Photograph by Paul Nicklen, National Geographic

Ice floats on the surface of Alaska's Beaufort Sea—and oil lies beneath. The U.S. Geological Survey estimates that the Arctic holds 13 percent of the world's undiscovered oil, some 90 billion barrels that might be produced with existing technologies. But extreme conditions here will put conventional petroleum practices to the test.

Most of the Arctic's undiscovered oil is thought to lie offshore under less than 1,640 feet (500 meters) of water in some of the most remote places on Earth. The closest U.S. Coast Guard Air Station to the Beaufort Sea is some 950 miles (1,530 kilometers) away and the nearest major port lies 1,300 nautical miles (2,400 kilometers) distant.
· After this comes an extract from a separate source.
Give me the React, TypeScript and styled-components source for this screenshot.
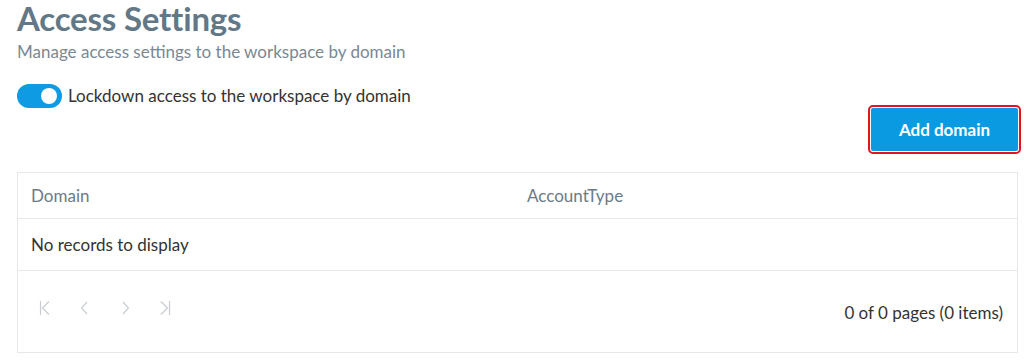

Drilling will be difficult in this remote realm of frigid temperatures, high seas, shrieking winds, darkness, sea ice, and minimal visibility. And environmentalists worry that responding to spills here will be difficult or impossible, putting the region's unique ecosystem at lasting risk.

After a legal challenge by Native Alaskans and environmentalists delayed necessary federal clean air permits, Shell* postponed plans to drill in the Beaufort Sea this summer and is now aiming to explore the area in 2012. Outside U.S. waters, Arctic oil exploration is already under way.